When I was a little boy, little I know about videogame development, how much math and physics were involved in the process, how time consuming it was and much more.
When I grow up I understood developers not only needed a great idea to develop, but also two key factos that are shaping how development has changed in the last decade or so: money and time.
Back in the day when a release date was set and development was almost finished there were two options
- Complete the game in time and think about sequels/expansions with unused ideas
- Delay the game with adjustment or new content
Then this two-way diagram has been broke because online functionality, hard disk storage, DLC and tech in general helped developers to fix on the go issues and add content.
The problem is that what came from this is not wrong or a strange demon, a well planned and developed DLC is awesome, a fix from a weird bug is clearly welcomed, but what really is clear to me is that the fear of failure has completely vanished. Developing a game is not tied to its release, there is a backdoor now, that can be used for money and fixing.

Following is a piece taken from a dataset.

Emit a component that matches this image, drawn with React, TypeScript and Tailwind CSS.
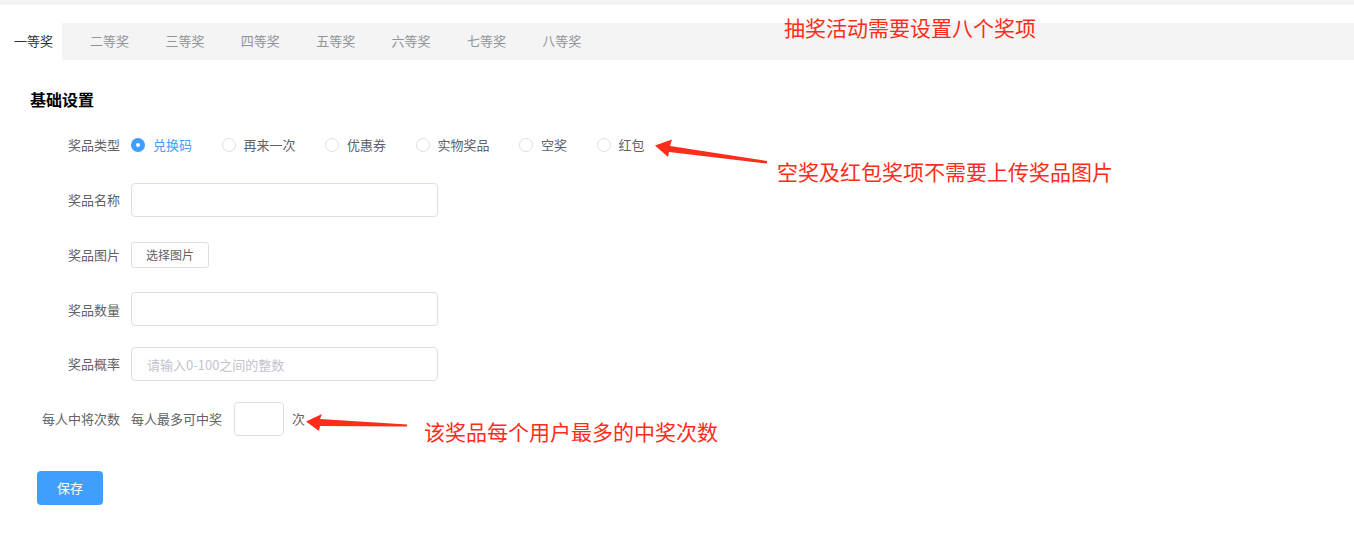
import React from 'react';

const tabs = ['一等奖', '二等奖', '三等奖', '四等奖', '五等奖', '六等奖', '七等奖', '八等奖'];
const prizeTypes = ['兑换码', '再来一次', '优惠券', '实物奖品', '空奖', '红包'];

const FormRow: React.FC<{ label: string; children: React.ReactNode }> = ({ label, children }) => (
  <div className="flex items-center h-[34px]">
    <label className="w-[131px] shrink-0 pr-[11px] text-right text-[13px] text-[#606266] whitespace-nowrap">{label}</label>
    <div className="flex items-center">{children}</div>
  </div>
);

const TextInput: React.FC<{ placeholder?: string; className?: string }> = ({ placeholder, className }) => (
  <input
    placeholder={placeholder}
    className={`h-[34px] border border-[#dcdfe6] rounded-[4px] px-[15px] text-[13px] text-[#606266] placeholder:text-[#c0c4cc] outline-none bg-white ${className ?? 'w-[307px]'}`}
  />
);

export default function App() {
  return (
    <div
      className="relative w-full h-[549px] bg-white overflow-hidden"
      style={{ fontFamily: '"Microsoft YaHei", "Noto Sans CJK SC", "Noto Sans", sans-serif' }}
    >
      <div className="h-[5px] bg-[#f3f3f3]" />

      {/* tabs */}
      <div className="mt-[18px] flex h-[37px] bg-[#f4f4f4]">
        {tabs.map((t, i) => (
          <div
            key={t}
            className={
              i === 0
                ? 'w-[62px] pl-[14px] pb-[1px] bg-white flex items-center text-[13px] text-[#303133]'
                : 'w-[75.4px] pl-[28px] pb-[1px] flex items-center text-[13px] text-[#909399]'
            }
          >
            {t}
          </div>
        ))}
      </div>

      <div className="pl-[30px] pt-[27px] text-[16px] leading-[24px] font-bold text-black">基础设置</div>

      <div className="mt-[17px] flex flex-col gap-[20.8px]">
        <FormRow label="奖品类型">
          {prizeTypes.map((p, i) => (
            <div key={p} className="flex items-center mr-[29.5px]">
              {i === 0 ? (
                <span className="w-[14px] h-[14px] rounded-full bg-[#409eff] flex items-center justify-center">
                  <span className="w-[4px] h-[4px] rounded-full bg-white" />
                </span>
              ) : (
                <span className="w-[14px] h-[14px] rounded-full border border-[#dcdfe6] bg-white" />
              )}
              <span className={`ml-[8px] text-[13px] ${i === 0 ? 'text-[#409eff]' : 'text-[#606266]'}`}>{p}</span>
            </div>
          ))}
        </FormRow>
        <FormRow label="奖品名称">
          <TextInput />
        </FormRow>
        <FormRow label="奖品图片">
          <button className="h-[26px] px-[14px] border border-[#dcdfe6] rounded-[3px] bg-white text-[12px] text-[#606266]">
            选择图片
          </button>
        </FormRow>
        <FormRow label="奖品数量">
          <TextInput />
        </FormRow>
        <FormRow label="奖品概率">
          <TextInput placeholder="请输入0-100之间的整数" />
        </FormRow>
        <FormRow label="每人中将次数">
          <span className="text-[13px] text-[#606266]">每人最多可中奖</span>
          <TextInput className="w-[50px] ml-[12px]" />
          <span className="ml-[8px] text-[13px] text-[#606266]">次</span>
        </FormRow>
      </div>

      <div className="pl-[37px] mt-[35px]">
        <button className="w-[66px] h-[34px] rounded-[4px] bg-[#409eff] text-white text-[13px]">保存</button>
      </div>

      {/* annotations */}
      <div className="absolute left-[784px] top-[17px] text-[21px] leading-[21px] text-[#fe2c1b] whitespace-nowrap">
        抽奖活动需要设置八个奖项
      </div>
      <div className="absolute left-[777px] top-[161px] text-[21px] leading-[21px] text-[#fe2c1b] whitespace-nowrap">
        空奖及红包奖项不需要上传奖品图片
      </div>
      <div className="absolute left-[424px] top-[421px] text-[21px] leading-[21px] text-[#fe2c1b] whitespace-nowrap">
        该奖品每个用户最多的中奖次数
      </div>
      <svg className="absolute left-0 top-0 pointer-events-none" width="1354" height="549">
        <polygon
          fill="#fe2c1b"
          points="655,145.5 672,139.5 670,146 767,161 767,163.5 669,152 668,157"
        />
        <polygon
          fill="#fe2c1b"
          points="306,421.5 322,414 320,419 407,424.5 407,426.5 320,426 319,431"
        />
      </svg>
    </div>
  );
}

Gone are the days of deadlines, so developers can concentrate on other aspects and overlook certain mistakes. I am not saying every developer acts this way, and there are a lot of good examples, but we definetely live in a gaming era where problems can be fixed once a game hits retail, or digital stores even better.
This vanishing fear of failure had an impact on budget and contents, since when a game is well received, an incredible amount of fear is triggered so to invest money in sequels and added content instead of new idea, where the amount of failure is higher.
Stress is a good thing when controlled, it makes you think, it makes you smarter, when a developing environment is not challenging enough, it really may happen so just relax and when a different challenge approaches the stakes are simply too high.